Elder Lopez is doing great! He is nervous and quiet but really wants to learn how to teach well and be the best missionary that he can are working on that! I have really been trying to help him in every way that I can. I remember how nervous and uncomfortable I felt during those first weeks in the field and so I always check to see how he is feeling, or what he is thinking, and praying for guidance on how I can help him best. We have been pounding the pavement this week for sure. Teaching, looking for investigators, accidentally knocking on the door of Jehovahs Witnesses when we were looking for less-active members, etc. It has definitely been a tiring week. But so good. Because I have learned a huge lesson that I have been trying to learn for a long time.

I have been pondering a lot about charity this week. Loving people. Sometimes it is so hard. Because not everyone is extremely loveable. But I took the advice in Moroni and prayed for the gift of charity. That no matter the person, no matter what they say, what they do, or how they act towards me, that I will love them and see them as the Savior sees them and as my Heavenly Father sees them. I have definitely been tried in this area during the week. A lot of rejection, some rude comments, things happening that would normally make me criticize people in my mind, but every time I felt the desire to say or think something that would not edify or uplift someone else, I would check myself, not say it, and then pray in my mind for more charity and love. And it has been working.

My goal is to love everyone the best that I can. Smile at them. Greet them in the street. Help them to know in their minds, and feel in their hearts that they are loved and that they are important. Little by little I am trying to develop this love for myself, my companion, the members, less-actives, investigators, and people that we find in the street. And you know what? I have truly been so much more happy. More peaceful. The Lord has blessed me with more opportunities to serve strangers in the street and members and to love them even more deeply. Even if plans fall through, and investigators stop progressing, and the work is hard, I still feel that inner-peace because I know that I am doing all that I can to help the children of my Heavenly Father and my brothers and sisters. Without charity, I have come to find out, I am truly nothing as a missionary. It is the most important Christ-like quality that I am focusing on developing right now in my life.
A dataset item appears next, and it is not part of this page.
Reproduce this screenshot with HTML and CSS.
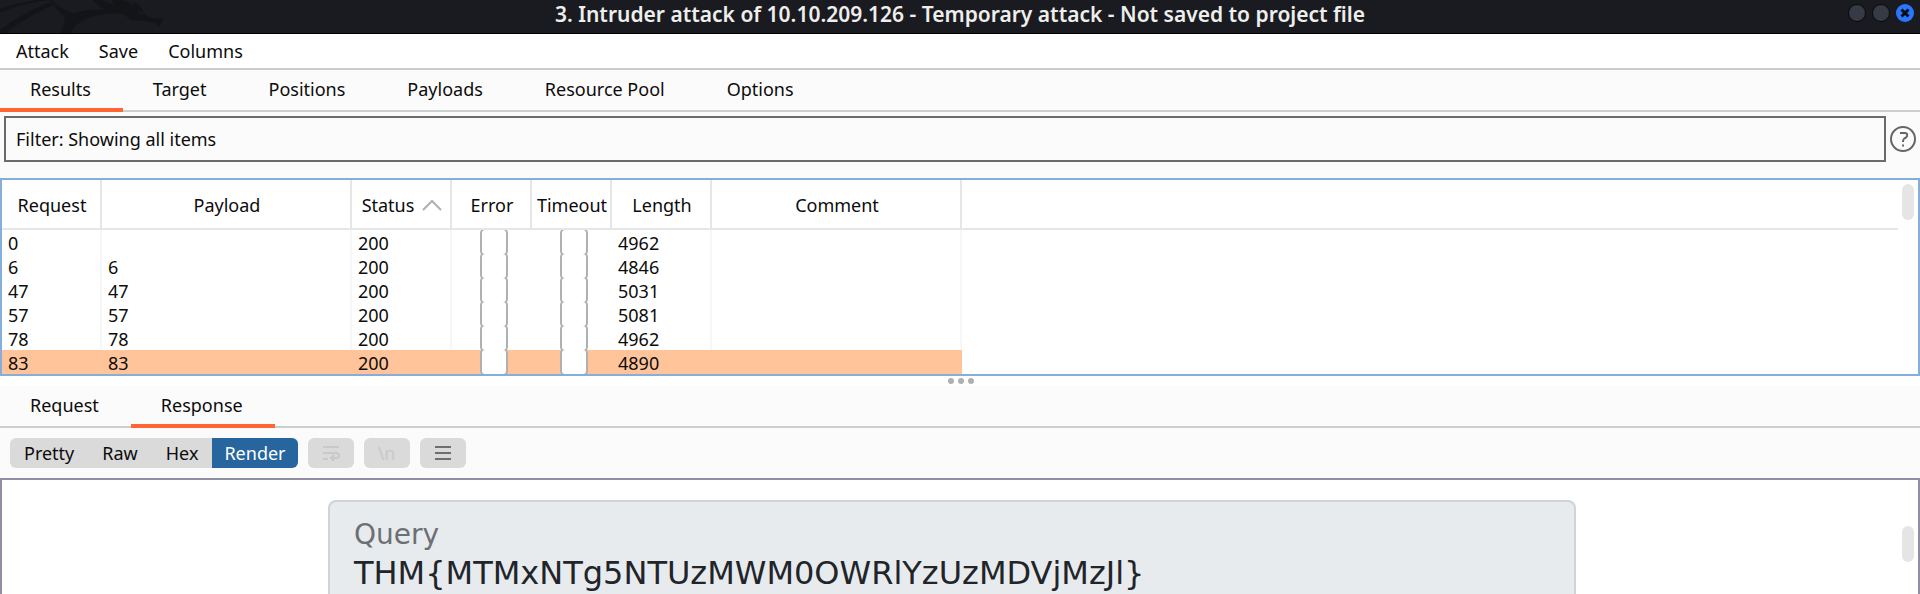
FILE: index.html
```html
<!DOCTYPE html>
<html lang="en">
<head>
<meta charset="utf-8">
<title>Intruder attack</title>
<link rel="stylesheet" href="styles.css">
</head>
<body>
<div class="window">
  <header class="titlebar">
    <svg class="dragon" width="170" height="33" viewBox="0 0 170 33" aria-hidden="true">
      <path class="dragon-fill" d="M52 0C58 6 66 12 74 13C84 10 94 9 106 10C98 6 94 3 93 0H102L114 5L112 0H123L134 5L133 1C140 5 143 9 143 13L146 15C150 18 154 19 164 18L159 27L155 23C146 21 138 20 134 21C129 20 127 16 124 14C106 12 78 16 71 33H60C64 25 66 19 64 16C58 11 54 6 50 0Z"/>
      <path class="dragon-fill" d="M0 30C16 18 32 9 50 2L53 5C36 13 18 23 6 33H0Z"/>
      <path class="dragon-fill" d="M0 9C14 4 26 1 38 0H52C32 2 14 6 0 13Z"/>
      <path class="dragon-eye" d="M138 12l5 2"/>
    </svg>
    <h1 class="title">3. Intruder attack of 10.10.209.126 - Temporary attack - Not saved to project file</h1>
    <div class="controls">
      <button class="control" aria-label="Minimize"></button>
      <button class="control" aria-label="Maximize"></button>
      <button class="control close" aria-label="Close">
        <svg width="18" height="18" viewBox="0 0 18 18"><path d="M5.5 5.5l7 7M12.5 5.5l-7 7"/></svg>
      </button>
    </div>
  </header>

  <nav class="menubar">
    <button class="menu">Attack</button>
    <button class="menu">Save</button>
    <button class="menu">Columns</button>
  </nav>

  <div class="tabs" role="tablist">
    <button class="tab selected" role="tab" aria-selected="true">Results</button>
    <button class="tab" role="tab">Target</button>
    <button class="tab" role="tab">Positions</button>
    <button class="tab" role="tab">Payloads</button>
    <button class="tab" role="tab">Resource Pool</button>
    <button class="tab" role="tab">Options</button>
  </div>

  <div class="filterbar">
    <button class="filter">Filter: Showing all items</button>
    <button class="help" aria-label="Help">
      <svg width="26" height="26" viewBox="0 0 26 26"><circle cx="13" cy="13" r="12"/><path d="M10 7H15C18 7 17.500 10.500 16 11.500C14 12.500 13 13 13 16M13 18.500v2"/></svg>
    </button>
  </div>

  <section class="results">
    <table class="grid">
      <colgroup>
        <col class="w-medium"><col class="w-wide"><col class="w-medium"><col class="w-small"><col class="w-small"><col class="w-medium"><col class="w-wide"><col>
      </colgroup>
      <thead>
        <tr>
          <th>Request</th><th>Payload</th>
          <th><span class="sorted">Status <svg width="20" height="12" viewBox="0 0 20 12"><path d="M1 11L10 2L19 11"/></svg></span></th>
          <th>Error</th><th>Timeout</th><th>Length</th><th>Comment</th><th class="rest"></th>
        </tr>
      </thead>
      <tbody>
        <tr><td>0</td><td></td><td>200</td><td class="check"><input type="checkbox" aria-label="Error"></td><td class="check"><input type="checkbox" aria-label="Timeout"></td><td>4962</td><td></td><td class="rest"></td></tr>
        <tr><td>6</td><td>6</td><td>200</td><td class="check"><input type="checkbox" aria-label="Error"></td><td class="check"><input type="checkbox" aria-label="Timeout"></td><td>4846</td><td></td><td class="rest"></td></tr>
        <tr><td>47</td><td>47</td><td>200</td><td class="check"><input type="checkbox" aria-label="Error"></td><td class="check"><input type="checkbox" aria-label="Timeout"></td><td>5031</td><td></td><td class="rest"></td></tr>
        <tr><td>57</td><td>57</td><td>200</td><td class="check"><input type="checkbox" aria-label="Error"></td><td class="check"><input type="checkbox" aria-label="Timeout"></td><td>5081</td><td></td><td class="rest"></td></tr>
        <tr><td>78</td><td>78</td><td>200</td><td class="check"><input type="checkbox" aria-label="Error"></td><td class="check"><input type="checkbox" aria-label="Timeout"></td><td>4962</td><td></td><td class="rest"></td></tr>
        <tr class="active"><td>83</td><td>83</td><td>200</td><td class="check"><input type="checkbox" aria-label="Error"></td><td class="check"><input type="checkbox" aria-label="Timeout"></td><td>4890</td><td></td><td class="rest"></td></tr>
      </tbody>
    </table>
    <div class="scroll"><div class="thumb"></div></div>
  </section>

  <div class="splitter"><i></i><i></i><i></i></div>

  <div class="tabs" role="tablist">
    <button class="tab" role="tab">Request</button>
    <button class="tab selected" role="tab" aria-selected="true">Response</button>
  </div>

  <div class="toolbar">
    <div class="segments">
      <button class="segment">Pretty</button>
      <button class="segment">Raw</button>
      <button class="segment">Hex</button>
      <button class="segment current">Render</button>
    </div>
    <button class="tool off" aria-label="Wrap lines" disabled>
      <svg width="18" height="16" viewBox="0 0 18 16"><path d="M1 2H17M1 8H14C18 8 18 13 14 13H10M12 10L9 13L12 16M1 14H6"/></svg>
    </button>
    <button class="tool off" disabled>\n</button>
    <button class="tool" aria-label="Menu">
      <svg width="18" height="16" viewBox="0 0 18 16"><path d="M1 2H17M1 8H17M1 14H17"/></svg>
    </button>
  </div>

  <section class="render">
    <div class="page">
      <div class="card">
        <p class="label">Query</p>
        <p class="flag">THM{MTMxNTg5NTUzMWM0OWRlYzUzMDVjMzJl}</p>
      </div>
    </div>
    <div class="scroll middle"><div class="thumb"></div></div>
  </section>
</div>
</body>
</html>
```
FILE: styles.css
```css
* { box-sizing: border-box; }
body {
  margin: 0;
  background: #fbfbfb;
  color: #0c0c0c;
  font: 18px/24px "Noto Sans", sans-serif;
}
button {
  margin: 0;
  padding: 0;
  border: 0;
  background: none;
  color: inherit;
  font: inherit;
}
svg { display: block; fill: none; stroke: currentColor; }

.window {
  display: flex;
  flex-direction: column;
  height: 100vh;
  overflow: hidden;
}
.window > * { flex: none; }

.titlebar {
  display: grid;
  grid-template-columns: 1fr auto 1fr;
  height: 34px;
  background: #1a1b20;
  border-bottom: 1px solid #000;
}
.dragon-fill { fill: #131418; stroke: none; }
.dragon-eye { stroke: #202228; }
.title {
  margin: 0;
  color: #eeeeec;
  font-size: 21px;
  font-weight: 600;
  line-height: 28px;
}
.controls {
  display: flex;
  justify-content: flex-end;
  gap: 6px;
  padding: 4px 6px;
}
.control {
  width: 18px;
  height: 18px;
  border: 1px solid #08090b;
  border-radius: 50%;
  background: #363a45;
}
.close { border: 0; background: #2777ff; color: #0b0d14; }
.close svg { stroke-width: 3; }

.menubar {
  display: flex;
  gap: 30px;
  height: 36px;
  padding: 0 16px;
  background: #fff;
  border-bottom: 2px solid #ccc;
}

.tabs {
  display: flex;
  height: 42px;
  border-bottom: 2px solid #cbd0cf;
}
.tab {
  height: 42px;
  padding: 0 32px 0 30px;
  border-bottom: 4px solid transparent;
}
.tab.selected { border-color: #ff6633; }

.filterbar {
  display: flex;
  align-items: center;
  gap: 4px;
  padding: 4px 4px 16px;
}
.filter {
  flex: 1;
  height: 46px;
  padding: 0 10px;
  border: 2px solid #6b6b6b;
  text-align: left;
}
.help { color: #666; }
.help svg { stroke-width: 2; }

.results {
  display: flex;
  background: #fff;
  border: 2px solid #86aedb;
}
.grid {
  flex: 1;
  table-layout: fixed;
  border-collapse: separate;
  border-spacing: 0;
}
.w-small { width: 80px; }
.w-medium { width: 100px; }
.w-wide { width: 250px; }
.grid th {
  height: 50px;
  padding: 2px 0 0 2px;
  border-right: 2px solid #e6e6e6;
  border-bottom: 2px solid #e6e6e6;
  font-weight: 400;
}
.sorted {
  display: flex;
  align-items: center;
  justify-content: center;
  gap: 8px;
}
.sorted svg { color: #b0b0b0; stroke-width: 2; }
.grid td {
  height: 24px;
  padding: 2px 0 0 6px;
  border-right: 2px solid #f7f7f7;
  line-height: 22px;
}
.grid .check { padding-top: 0; border-color: transparent; }
.grid .rest { border-right: 0; }
.active td { background: #ffc499; border-color: #ffc499; }
.grid .active .rest { background: none; }
/* The box is taller than its row, so its top and bottom edges are cut off. */
.check input {
  display: block;
  appearance: none;
  width: 28px;
  height: 28px;
  margin: -2px auto;
  border: 2px solid #b0b0b0;
  border-radius: 5px;
  background: #fff;
  clip-path: inset(2px 0);
}

.scroll { display: flex; flex: none; width: 20px; padding: 4px; }
.thumb {
  width: 12px;
  height: 36px;
  border-radius: 6px;
  background: #e5e5e5;
}
.middle { padding-top: 46px; }

.splitter {
  display: flex;
  justify-content: center;
  gap: 4px;
  padding: 2px 0 2px 2px;
  background: #fff;
}
.splitter i {
  width: 6px;
  height: 6px;
  border-radius: 50%;
  background: #b0b0b0;
}

.toolbar {
  display: flex;
  gap: 10px;
  padding: 10px;
}
.segments {
  display: flex;
  overflow: hidden;
  border-radius: 6px;
  background: #dadada;
}
.segment { height: 30px; padding: 0 14px; }
.segment.current { padding: 0 12px; background: #26659e; color: #fff; }
.tool {
  display: flex;
  align-items: center;
  justify-content: center;
  width: 46px;
  height: 30px;
  border-radius: 6px;
  background: #dadada;
  color: #6e6e6e;
}
.tool.off { color: #c9c9c9; }
.tool svg { stroke-width: 2; }

.window > .render {
  display: flex;
  flex: 1;
  min-height: 0;
  overflow: hidden;
  background: #fff;
  border: 2px solid #8f8fa1;
  border-bottom: 0;
}
.page { flex: 1; padding: 20px 0 0 4px; }
.card {
  max-width: 1248px;
  height: 160px;
  margin: 0 auto;
  padding: 14px 24px;
  border: 2px solid #ced4da;
  border-radius: 8px;
  background: #e8ebee;
  font-family: "DejaVu Sans", sans-serif;
}
.card p { margin: 0; }
.label { color: #6c7074; font-size: 28px; line-height: 38px; }
.flag { color: #212529; font-size: 32px; line-height: 38px; }
```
I know that Christ lives. I know that each and every one of us are important to our Heavenly Father. He loves us. I felt his love envelope me this week during my prayers. He so wants to train and tutor us. Sometimes we put up our barriers, but the second we lower them, his love and power flow through and we can feel it. I want to thank you all for what you have done for me. The support and love and letters that I have received from you all. I love you all very much.

Elder Nielsen

Monday, March 4, 2013

Hello Family and Friends!

Well, I can probably say that this has been the longest and the craziest week of my mission thus far. And I am about to tell you all about it.

Impressions of Mexico!

1) So, the dogs. Sometimes they are sweet and cute. Sometimes they look and act like they are going to kill me. There is a colonia in our area called the Huizachera, and it is notorious for having the most vicious dogs in the street. So, earlier this week, Elder Romero and I were trying to pin down a reference we received that lives in the Huizachera and we start to walk down their street. Immediately, two dogs start getting into the attack position and begin growling, snarling, and barking. We continue walking down the street and all of a sudden, four dogs run out of surrounding houses and begin growling and barking at us as well. Well, by this point, I am breathing really heavy and just focusing on staying calm (as Elder Romero told me...they can smell fear) and we finally make it to the end of the street. We ask two people where the house is and they point at a house....that is at the beginning of the street. So...we had to return. And needless to say, we experienced the same experience, with the same six dogs all over again.

More next week. I am actually really short on time but I want to share the big news of the week. So...on Thursday...I got the call...and it said...that I am going to train this transfer! The next day, Elder Romero and I head to Cuautla, I drop him off, we say goodbye, and then I head with Elder Becerra to have a meeting with President Kusch in Cuernavaca for the new trainers. After the meeting was over, the zone leaders told me that I had to stay with another Elder named Elder Azuara who was companion-less like me in the center of Cuautla. And today...I received my new companion and just arrived back in my own area for the first time since early Friday morning! Crazy huh?

So, my new companion is Elder Lopez and he is from Veracruz, Mexico. He is very nice. Very shy. And very quiet and nervous (I plan on working that out of him). But he seems very excited to be here and a little shell-shocked. I suppose all the same feelings that I had when I got here so I can definitely relate. I really am so excited to be with and train a new Elder. I have been thinking a lot about how I can help him and what I can do to make him feel comfortable and understand what it means to be a missionary. I did not have the experience that I wanted when I was trained and I do not want him to have the same experience. So I am going to work hard. Be obedient. Love and listen to him. And help him in any way that I can. I am actually super nervous as well. This is the first time that I have been the Senior companion and leading everything. But I know that my Heavenly Father will provide for me.

This week I have been thinking a lot about opposition and the knowledge that whenever something good and grand is about to happen that Satan is always there, pricking and poking at us, and trying to make us falter or lose sight of what is important. I have always been particularly drawn to the story of the encounter that Moses had with Satan in Moses Ch. 1 and the story of the first vision and Joseph Smith. I know that this principle is very true. That darkness, opposition, and struggles will always abound for our entire lives. But I have also come to know and understand another principle which is even more important to me. That God is greater and more powerful than any opposition or doubt that Satan can throw into my path. 

It is my testimony that God lives. That he loves us. That he truly, truly cares about us. In difficult moments, in moments when I have felt the weakest and most dependent, these have been the moments when he has made me feel the strongest. I absolutely love my Savior Jesus Christ. The more I learn of him and the more I teach of him, the more I love him. I truly, truly love him. And I want to be more like him each and every day. He is the Savior of my soul. My Redeemer. And I am willing to put everything on the line for him and the atoning sacrifice he made for me and for every single person that has lived, is currently living, or will live someday in the future.